Friday, May 29, 2009
Butterfly Love
Wednesday, May 13, 2009
I Captured it in My Mind's Eye, Though, and I Don't Think I'll Ever Forget It. Unless My Brain Crashes.
I hope y'all enjoyed your Mothers' Days, whether you are a mother, or have a mother, or love a mother, or couldn't care less about mothers but love you a beautiful spring Sunday. Mine was perfect, and comin' from a perfectionist like me, that's sayin' sumpm. I got flowers and cards and lunch out and Al grilled steaks Saturday night and served me red wine and Hershey's chocolate for dessert and told me we're going on another beach vacation in September and my children gave me a nice wad of spendin' money at Target (so young, yet they GET me so well already.)
But the sweetest gift I got for Mothers' Day I didn't get until yesterday, and it wasn't bought, or wrapped, and it didn't come on a tray with a dandelion and some grass in a paper cup. Nope, this one just appeared before me yesterday on my morning walk, and had tears rolling down my cheeks for blocks after I saw it.
I took both kids with me on the walk, in their double stroller. They rode along side by side, Bean keepin' up constant commentary about the sun, and the sky, and every dog we passed by (we are in the "I want a puppy!" phase, already, and thus we rattle off the standard, "Can we get a puppy NOW please Mama? PLEASE?" conversation just about every minute-and-a-half, which you know I just treasure. TREASURE, people. Not.) and Peabody's head just a'pivotin' and a'swivelin' around on that precious neck of his, under his little sunhat with the sea turtle on the front and the little chin strap under his round little chin, which is beside the point but oh, that blue chin strap on that round little chin, people. Sigh. That boy can rock a chin strap.

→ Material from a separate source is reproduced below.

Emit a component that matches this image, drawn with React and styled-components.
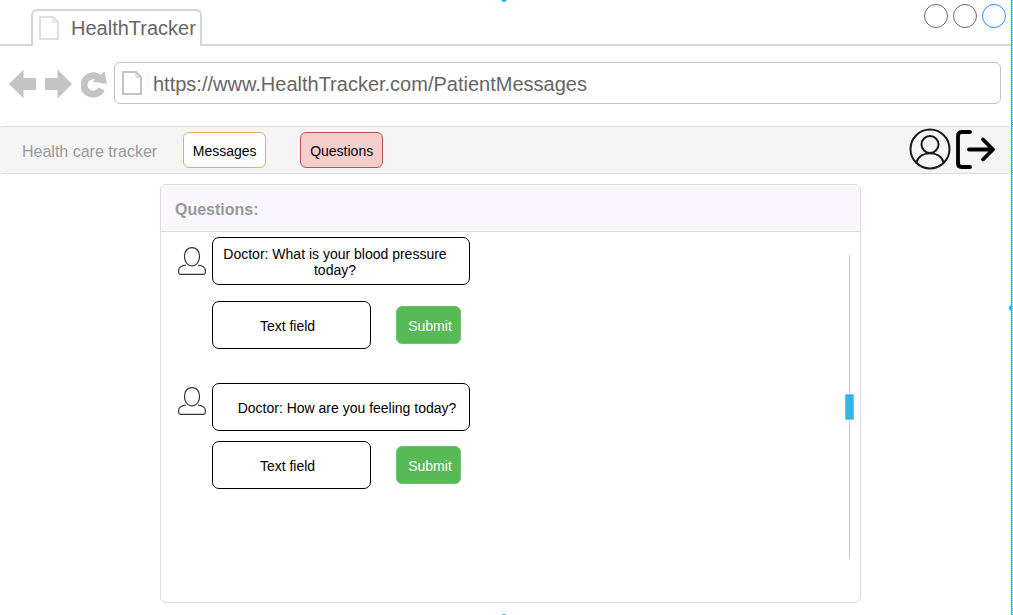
import React from "react";
import styled, { createGlobalStyle } from "styled-components";

const GlobalStyle = createGlobalStyle`
  *, *::before, *::after { box-sizing: border-box; }
  body {
    margin: 0;
    background: #fff;
    color: #000;
    font-family: "Liberation Sans", Arial, sans-serif;
    font-size: 14px;
    line-height: 16px;
  }
  button, input { font: inherit; color: inherit; margin: 0; }
`;

const BrowserWindow = styled.div`
  position: relative;
  display: flex;
  flex-direction: column;
  min-height: 100vh;
  border-right: 1px dotted #29b6f2;
  overflow: hidden;
`;

const Frame = styled.div`
  display: flex;
  flex-direction: column;
  flex: 1;
  border-right: 1px solid #8c8c8c;
`;

const Handle = styled.span`
  position: absolute;
  width: 6px;
  height: 6px;
  border-radius: 50%;
  background: #29b6f2;
  ${(p) => p.$side === "top" && "top: -4px; left: calc(50% - 5px);"}
  ${(p) => p.$side === "bottom" && "bottom: -5px; left: calc(50% - 5px);"}
  ${(p) => p.$side === "right" && "right: -3px; top: calc(50% - 3px);"}
`;

const TabStrip = styled.div`
  display: flex;
  justify-content: space-between;
  align-items: flex-start;
  height: 46px;
  padding: 9px 5px 0 31px;
  box-shadow: inset 0 -2px #d6d6d6;
`;

const Tab = styled.div`
  display: flex;
  align-items: center;
  gap: 12px;
  height: 37px;
  width: 171px;
  padding: 0 6px 2px;
  border: 2px solid #d6d6d6;
  border-bottom: 0;
  border-radius: 6px 6px 0 0;
  background: #fff;
  color: #666;
  font-size: 20px;
  line-height: 24px;
  & > svg { flex: none; }
`;

const WindowControls = styled.div`
  display: flex;
  gap: 5px;
  margin-top: -5px;
`;

const WindowButton = styled.button`
  width: 24px;
  height: 24px;
  padding: 0;
  border: 1px solid ${(p) => (p.$active ? "#1e90ff" : "#6a6a6a")};
  border-radius: 50%;
  background: #fff;
`;

const Toolbar = styled.div`
  display: flex;
  align-items: center;
  gap: 7px;
  height: 80px;
  padding: 0 10px 6px 9px;
`;

const HistoryButtons = styled.div`
  display: flex;
  align-items: center;
  gap: 9px;
  padding-top: 2px;
`;

const IconButton = styled.button`
  display: flex;
  padding: 0;
  border: 0;
  background: none;
  color: #c4c4c4;
`;

const AddressBar = styled.label`
  display: flex;
  align-items: center;
  gap: 11px;
  flex: 1;
  height: 42px;
  padding: 0 8px 0 7px;
  border: 1px solid #c4c4c4;
  border-radius: 6px;
  background: #fff;
`;

const AddressInput = styled.input`
  flex: 1;
  min-width: 0;
  height: 32px;
  padding: 2px 0 0;
  border: 0;
  outline: 0;
  background: none;
  color: #666;
  font-size: 20px;
`;

const NavBar = styled.nav`
  display: flex;
  align-items: center;
  height: 48px;
  padding: 0 15px 0 22px;
  border: 1px solid #ddd;
  border-width: 1px 0;
  border-radius: 3px;
  background: #f5f5f5;
`;

const Brand = styled.span`
  margin-right: 26px;
  padding-top: 4px;
  color: #999;
  font-size: 16px;
  line-height: 20px;
`;

const NavButton = styled.button`
  width: 83px;
  height: 36px;
  margin-right: 34px;
  padding: 2px 0 0;
  border: 1px solid ${(p) => (p.$active ? "#b85450" : "#d6b656")};
  border-radius: 6px;
  background: ${(p) => (p.$active ? "#f8cecc" : "#fff")};
`;

const NavActions = styled.div`
  display: flex;
  gap: 4px;
  margin-left: auto;
  padding-bottom: 2px;
`;

const Card = styled.main`
  display: flex;
  flex-direction: column;
  flex: 1;
  margin: 10px 150px 12px 160px;
  border: 1px solid #ddd;
  border-radius: 6px;
  background: #fff;
`;

const CardHeader = styled.h1`
  margin: 0;
  height: 47px;
  padding: 15px 14px;
  border-bottom: 1px solid #ddd;
  border-radius: 6px 6px 0 0;
  background: #faf8fe;
  color: #999;
  font-size: 16px;
  line-height: 20px;
`;

const CardBody = styled.div`
  display: flex;
  flex: 1;
  justify-content: space-between;
  padding: 5px 6px 0 17px;
`;

const QuestionList = styled.div`
  display: flex;
  flex-direction: column;
  gap: 34px;
`;

const QuestionForm = styled.form`
  display: flex;
  flex-direction: column;
  gap: ${(p) => (p.$compact ? 10 : 16)}px;
`;

const QuestionRow = styled.div`
  display: flex;
  align-items: ${(p) => (p.$compact ? "flex-start" : "center")};
  gap: 6px;
  & > svg { margin-top: ${(p) => (p.$compact ? 4 : 0)}px; }
`;

const Bubble = styled.label`
  display: flex;
  align-items: center;
  justify-content: center;
  width: 258px;
  height: 48px;
  padding: ${(p) => (p.$compact ? "2px 12px 0 24px" : "2px 22px 0 10px")};
  border: 1px solid #000;
  border-radius: 7px;
  text-align: center;
`;

const AnswerRow = styled.div`
  display: flex;
  align-items: center;
  gap: 25px;
  padding-left: 34px;
`;

const AnswerInput = styled.input`
  width: 159px;
  height: 48px;
  padding: 2px 16px 0 8px;
  border: 1px solid #000;
  border-radius: 7px;
  background: #fff;
  text-align: center;
`;

const SubmitButton = styled.button`
  width: 65px;
  height: 38px;
  padding: 2px 0 0 3px;
  border: 1px solid #6cc46a;
  border-radius: 6px;
  background: #58b957;
  color: #fff;
`;

const ScrollSlider = styled.input`
  appearance: none;
  writing-mode: vertical-lr;
  width: 9px;
  height: 304px;
  margin-top: 18px;
  background: linear-gradient(#ccc, #ccc) center / 1px 100% no-repeat;
  outline: 0;

  &::-webkit-slider-thumb {
    appearance: none;
    width: 9px;
    height: 26px;
    border: 1px solid #62cdee;
    border-radius: 1px;
    background: #33b5e5;
  }
`;

const PageIcon = ({ width, height, stroke, color }) => (
  <svg width={width} height={height} viewBox="0 0 20 24" preserveAspectRatio="none" fill="none" stroke={color}>
    <path d="M1 1h13l5 5v17H1z" strokeWidth={stroke} />
    <path d="M14 1v5h5" strokeWidth="1" />
  </svg>
);

const ArrowIcon = ({ forward }) => (
  <svg width="27" height="30" viewBox="0 0 27 30" fill="currentColor">
    <path d={forward ? "M27 15 12.500 .5v8.500H0v12h12.500v8.500z" : "M0 15 14.500 .5v8.500H27v12H14.500v8.500z"} />
  </svg>
);

const ReloadIcon = () => (
  <svg width="26" height="28" viewBox="0 0 26 28">
    <path d="M18 7.800A9.200 9.200 0 1 0 20.500 19" fill="none" stroke="currentColor" strokeWidth="7" />
    <path d="M23.500 1.500 26 14 11.500 11.500z" fill="currentColor" />
  </svg>
);

const AccountIcon = () => (
  <svg width="42" height="42" viewBox="0 0 42 42" fill="none" stroke="#1a1a1a" strokeWidth="2">
    <circle cx="21" cy="21" r="19.500" />
    <circle cx="21" cy="16.500" r="8.500" />
    <path d="M7.500 34.500c1.500-6 7-9.300 13.500-9.300s12 3.300 13.500 9.300" />
  </svg>
);

const LogoutIcon = () => (
  <svg width="41" height="42" viewBox="0 0 41 42" fill="none" stroke="#000" strokeWidth="3.800" strokeLinecap="round" strokeLinejoin="round">
    <path d="M15 4H6.500Q3 4 3 8v27q0 4 3.500 4H15" />
    <path d="M14 21.500h24M28 11.500l10 10-10 10" />
  </svg>
);

const PatientIcon = () => (
  <svg width="28" height="28" viewBox="0 0 28 28" fill="none" stroke="#333" strokeWidth="1.200">
    <path d="M14 .7C9.500.7 6.500 4 6.500 9c0 3.800 1.300 6.800 3.600 8.600C12 19.300 16 19.300 17.900 17.600c2.300-1.800 3.600-4.800 3.600-8.600 0-5-3-8.300-7.500-8.300z" />
    <path d="M8 18c-4 .7-7.300 1.500-7.300 5v2.500q0 1.800 1.800 1.800h23q1.800 0 1.800-1.800V23c0-3.500-3.300-4.300-7.300-5" />
  </svg>
);

const questions = [
  { id: "pressure", text: "Doctor: What is your blood pressure today?", compact: false },
  { id: "feeling", text: "Doctor: How are you feeling today?", compact: true },
];

function Question({ id, text, compact }) {
  return (
    <QuestionForm $compact={compact} onSubmit={(e) => e.preventDefault()}>
      <QuestionRow $compact={compact}>
        <PatientIcon />
        <Bubble htmlFor={id} $compact={compact}>{text}</Bubble>
      </QuestionRow>
      <AnswerRow>
        <AnswerInput id={id} type="text" defaultValue="Text field" />
        <SubmitButton type="submit">Submit</SubmitButton>
      </AnswerRow>
    </QuestionForm>
  );
}

export default function App() {
  return (
    <>
      <GlobalStyle />
      <BrowserWindow>
        <Frame>
          <TabStrip>
            <Tab>
              <PageIcon width={20} height={24} stroke={1.5} color="#d6d6d6" />
              HealthTracker
            </Tab>
            <WindowControls>
              <WindowButton aria-label="Minimize" />
              <WindowButton aria-label="Maximize" />
              <WindowButton aria-label="Close" $active />
            </WindowControls>
          </TabStrip>
          <Toolbar>
            <HistoryButtons>
              <IconButton aria-label="Back"><ArrowIcon /></IconButton>
              <IconButton aria-label="Forward"><ArrowIcon forward /></IconButton>
              <IconButton aria-label="Reload"><ReloadIcon /></IconButton>
            </HistoryButtons>
            <AddressBar>
              <PageIcon width={20} height={24} stroke={2} color="#c4c4c4" />
              <AddressInput aria-label="Address" defaultValue="https://www.HealthTracker.com/PatientMessages" />
            </AddressBar>
          </Toolbar>
          <NavBar>
            <Brand>Health care tracker</Brand>
            <NavButton>Messages</NavButton>
            <NavButton $active>Questions</NavButton>
            <NavActions>
              <IconButton aria-label="Account"><AccountIcon /></IconButton>
              <IconButton aria-label="Log out"><LogoutIcon /></IconButton>
            </NavActions>
          </NavBar>
          <Card>
            <CardHeader>Questions:</CardHeader>
            <CardBody>
              <QuestionList>
                {questions.map((q) => <Question key={q.id} {...q} />)}
              </QuestionList>
              <ScrollSlider type="range" aria-label="Scroll position" defaultValue={50} />
            </CardBody>
          </Card>
        </Frame>
        <Handle $side="top" />
        <Handle $side="right" />
        <Handle $side="bottom" />
      </BrowserWindow>
    </>
  );
}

Anyway they're riding along keeping each other company and I keep asking Bean, "Is Peabody still awake?" "Ye-es," she answers each time until we get about 15 minutes from home and I ask her again and she looks carefully and says, "Um. Nope."
CURSES. This means he'll Abort Nappy in about 15 minutes and won't sleep again until noon.

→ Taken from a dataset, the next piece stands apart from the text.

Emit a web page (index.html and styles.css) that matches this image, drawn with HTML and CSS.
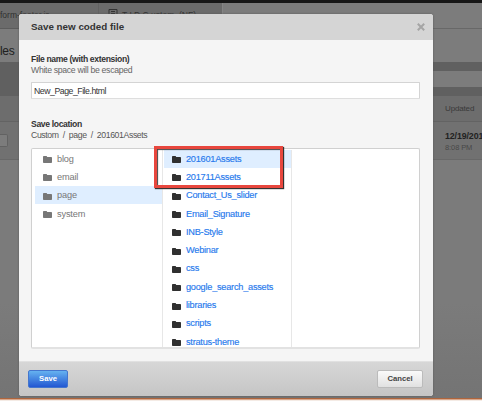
FILE: index.html
```html
<!DOCTYPE html>
<html lang="en">
<head>
<meta charset="utf-8">
<title>Save new coded file</title>
<link rel="stylesheet" href="styles.css">
</head>
<body>
<svg class="defs" width="0" height="0"><symbol id="folder" viewBox="0 0 9 7"><path d="M0 1.6V.8Q0 0 .8 0H3.3Q4 0 4.2.9H8.2Q9 .9 9 1.7V6.3Q9 7 8.2 7H.8Q0 7 0 6.3Z" fill="currentColor"/></symbol></svg>
<main class="page">
  <div class="topbar"></div>
  <div class="tabs"><div class="tab first">form-footer.js</div><div class="tab second"><svg width="10" height="9" viewBox="0 0 10 9"><path d="M1 .5H9V9H1ZM3 2.5H7M3 4.5H7M3 6.5H7" fill="none" stroke="#333" stroke-width="1"/></svg><span>T I D C ustom &nbsp;(NF)</span></div><div class="tabrest"></div></div>
  <div class="heading">les</div>
  <div class="toolbar"><div class="search"></div></div>
  <div class="tablehead"><span>Updated</span></div>
  <div class="tablerow"><div class="chip"></div><div class="date"><b>12/19/201</b><span>8:08 PM</span></div></div>
  <div class="rest"></div>
  <div class="strip"></div>
</main>
<section class="modal">
  <header class="modalhead"><h1>Save new coded file</h1><svg width="8" height="8" viewBox="0 0 8 8"><path d="M.8 .8 7.2 7.2M7.2 .8 .8 7.2" stroke="#a5a5a5" stroke-width="2"/></svg></header>
  <div class="body">
    <label class="label name">File name (with extension)</label>
    <div class="hint">White space will be escaped</div>
    <div class="input"><span>New_Page_File.html</span></div>
    <div class="label location">Save location</div>
    <div class="crumbs">Custom&nbsp; /&nbsp; page&nbsp; /&nbsp; 201601Assets</div>
    <div class="picker">
      <div class="col parents">
        <div class="row"><svg><use href="#folder"/></svg><span>blog</span></div>
        <div class="row"><svg><use href="#folder"/></svg><span>email</span></div>
        <div class="row on"><svg><use href="#folder"/></svg><span>page</span></div>
        <div class="row"><svg><use href="#folder"/></svg><span>system</span></div>
      </div>
      <div class="col children">
        <div class="row on"><svg><use href="#folder"/></svg><span>201601Assets</span></div>
        <div class="row"><svg><use href="#folder"/></svg><span>201711Assets</span></div>
        <div class="row"><svg><use href="#folder"/></svg><span>Contact_Us_slider</span></div>
        <div class="row"><svg><use href="#folder"/></svg><span>Email_Signature</span></div>
        <div class="row"><svg><use href="#folder"/></svg><span>INB-Style</span></div>
        <div class="row"><svg><use href="#folder"/></svg><span>Webinar</span></div>
        <div class="row"><svg><use href="#folder"/></svg><span>css</span></div>
        <div class="row"><svg><use href="#folder"/></svg><span>google_search_assets</span></div>
        <div class="row"><svg><use href="#folder"/></svg><span>libraries</span></div>
        <div class="row"><svg><use href="#folder"/></svg><span>scripts</span></div>
        <div class="row"><svg><use href="#folder"/></svg><span>stratus-theme</span></div>
      </div>
    </div>
  </div>
  <footer class="foot"><button class="save">Save</button><button class="cancel">Cancel</button></footer>
</section>
<div class="callout"></div>
</body>
</html>
```
FILE: styles.css
```css
* { box-sizing: border-box; }
body { margin: 0; width: 482px; height: 401px; overflow: hidden; position: relative; font-family: "Liberation Sans", Arial, sans-serif; color: #333; background: #7b7b7b; }
.defs { position: absolute; }
.page { display: flex; flex-direction: column; height: 401px; overflow: hidden; }
.topbar { height: 3px; background: #171717; flex: none; }
.tabs { height: 26px; flex: none; display: flex; background: #6b6b6b; }
.tab { border-bottom: 1px solid #5c5c5c; font-size: 8.5px; line-height: 10px; padding-top: 7px; white-space: nowrap; overflow: hidden; color: #303030; }
.first { width: 99px; border-right: 1px solid #626262; }
.second { width: 123px; padding: 6px 0 0 9px; display: flex; gap: 4px; line-height: 12px; }
.tabrest { flex: 1; background: #7c7c7c; border-bottom: 1px solid #686868; border-left: 1px solid #858585; }
.heading { height: 33px; flex: none; font-size: 12px; letter-spacing: -.3px; line-height: 14px; padding-top: 15px; color: #202020; background: #7c7c7c; }
.toolbar { height: 34px; flex: none; padding: 9px 0; background: #606060; }
.search { margin-left: 420px; height: 16px; background: #7c7c7c; }
.tablehead { height: 26px; flex: none; background: #6d6d6d; border-bottom: 1px solid #636363; font-size: 8px; letter-spacing: -.15px; line-height: 26px; padding-left: 445px; color: #393939; }
.tablerow { height: 38px; flex: none; display: flex; background: #717171; border-bottom: 1px solid #686868; }
.chip { width: 8px; flex: none; height: 13px; margin-top: 12px; background: #7c7c7c; border: 1px solid #626262; border-left: 0; border-radius: 0 2px 2px 0; }
.date { margin-left: 437px; padding-top: 9px; font-size: 8.8px; letter-spacing: -.1px; line-height: 11px; color: #222; flex: none; }
.date b, .date span { display: block; }
.date span { font-size: 7.5px; color: #484848; line-height: 12px; }
.rest { flex: 1; background: linear-gradient(#7b7b7b 60%, #747474); }
.strip { flex: none; height: 3px; background: linear-gradient(#ad653d 0 1px, #d9a88c 1px 2px, #f4ebe5 2px); }
.modal { position: absolute; left: 19px; top: 14px; width: 414px; height: 382px; border-radius: 3px; overflow: hidden; background: #f5f5f5; box-shadow: 0 0 2px #555; display: flex; flex-direction: column; }
.modalhead { height: 26px; flex: none; background: #d5d5d5; display: flex; justify-content: space-between; align-items: center; padding: 0 8px 0 12px; }
h1 { margin: 0; font-size: 9.8px; line-height: 12px; white-space: nowrap; }
.body { flex: 1; padding: 13px 13px 0 12px; }
.label { display: block; font-size: 8.6px; letter-spacing: -.35px; font-weight: bold; line-height: 12px; white-space: nowrap; }
.hint, .crumbs { font-size: 8.7px; letter-spacing: -.31px; line-height: 10px; color: #666; white-space: nowrap; }
.input { margin-top: 7px; height: 17px; border: 1px solid #d4d4d4; border-bottom-color: #dedede; border-radius: 1px; background: #fff; padding-left: 2px; font-size: 8.7px; letter-spacing: -.45px; line-height: 16px; }
.location { margin-top: 19px; }
.crumbs { color: #555; letter-spacing: -.38px; }
.picker { margin-top: 8px; height: 201px; border: 1px solid #d0d0d0; border-bottom: 2px solid #e2e2e2; border-radius: 2px; background: #fff; display: flex; padding: .5px 0 0 3px; overflow: hidden; }
.col { width: 128px; border-right: 1px solid #e7e7e7; }
.children { width: 129px; padding-left: 1px; color: #287aed; -webkit-text-stroke: .15px #287aed; }
.row { height: 18.3px; display: flex; align-items: center; padding-left: 8px; gap: 5px; font-size: 9.2px; letter-spacing: -.15px; white-space: nowrap; }
.children .row { letter-spacing: -.24px; }
.parents .row { color: #777; }
.row svg { width: 9px; height: 7px; flex: none; margin-top: 2px; }
.children svg { color: #303030; }
.on { background: #dfeeff; }
.foot { height: 35px; flex: none; background: linear-gradient(#d7d7d7, #c5c5c5); border-top: 1px solid #e1e1e1; padding: 8px 10px 0 9px; display: flex; justify-content: space-between; }
button { font: bold 7.7px/16px "Liberation Sans", Arial, sans-serif; height: 18px; padding: 0; border-radius: 2px; }
.save { width: 40px; color: #fff; border: 1px solid #4476ce; background: linear-gradient(#65b2f0, #2357d2); }
.cancel { width: 46px; color: #444; border: 1px solid #bbb; background: linear-gradient(#fafafa, #e1e1e1); }
.callout { position: absolute; left: 154px; top: 146px; width: 129px; height: 42px; border: 3px solid #e8473e; box-shadow: 1px 1px 1px #333, inset 1px 1px 1px #444; }
```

And I'm walking along pushin' and fumin' and tryin' to re-plan the day around this new development when I look down and what I see wipes every bit of frustration and irritation and me-centric thinkin' right outta my head. And OH, I wish I'd had my camera with me because describing it in words isn't gonna make YOU cry, though you certainly would have had you seen what I saw with your own eyes.
Down there, in front of me, in the stroller, sat my two children. Bean had gently wrapped her arm around her baby brother and pulled him close so that his sleepy little head lay against her shoulder. Her hand lay softly open, cupping his shoulder, just perfectly still but with this purposeful and protective posture. I've never seen anything that portrayed her love for him quite like it. Usually her loving him comes in these strong and almost-aggressive waves, where she throws herself on him with kisses and tickles until he tumbles over, stunned and giggling.
But this gesture. Her little white cable-knit-sweater-clad arm and that little hand on her baby brother's shoulder?
Oh, my people.
It totally captures one of the things I wish most in this world for my children. That they will have THAT relationship. That love, that gentleness, that protectiveness for one another. That no matter what happens in their lives, they will each always have the other to laugh with and lean on.
(And I also wish that Peabody's head will stay small enough to wear the blue sea turtle hat with the chin strap until he's 40 or I'm dead, whichever comes first. Thank you very much. The end.)
Sunday, May 10, 2009
Isn't it Though? A Lovely Ride? Happy Mothers' Day, Y'all.
On a day like today, with the sun gently filtering through the bedroom window and across our bed in blind-patterned slats -- our bed full of a tumbled jumble of children and coffee cups and laptops and love -- I'm keenly aware of the passage of time.
Five Mothers' Days ago Al and I snuggled alone in this same bed and I unwrapped his gift to me of a carefully-selected diaper bag. We were expecting Bean then. Now, in the blink of an eye, she's confidently toting that same diaper bag for me as our sweet baby Peabody rides along through our daily life merrily perched on my hip.
Next year we'll have a nearly six year old and a full-fledged toddler. And then. Well, then we'll be impatiently listening for their cars in our driveway, delivering them from their own homes far away from us. A Mothers' Day visit, perhaps, and then just the two of us again.
I watched my neighbor Rosemarie wave her youngest daughter down the street last night, her beautiful high school senior and our favorite babysitter, a princess with her prince, off to the Prom for the last time. She stared after them for a long time and turned back to her front door. And in turning she stopped and looked over at me as I sat in my chair on the driveway, watching my own daughter pedal her tricycle over the sidewalk between our homes.
"Oh, I wish she were still that age," she sighed, shaking her head slowly. I smiled back sadly with the deepest sense of understanding and no small amount of my own wistfulness. And as Rosemarie closed her door against the chilly evening, I called Bean to me, lifted her to my lap, buried my nose and lips in her hair and wrapped my arms so tightly around her they were nearly doubled.
I must find a way to enjoy time's steady and unstoppable march, or being a mother is going to break this heart of mine.
James Taylor, singing one of my all-time favorites, The Secret of Life. Hope you have time to give it a listen with the people you love best.
Saturday, May 2, 2009
I Just Really Dig Him
"There you go, honey, your holes are all dug. Now we can put your new shrubs in as soon you go pick them out."
I tossed down the pitchfork, with which I'd been flipping and fluffing mulch at the base of a maple tree, and hurried over to plant a grateful and passionate kiss on my sweet husband's lips.
"What was that for?" he asked, steadying himself.
"For digging those three great holes for me," I answered, smiling.
"Oh, okay," he said, grabbing up his shovel with enthusiasm. "Where would you like your canal?"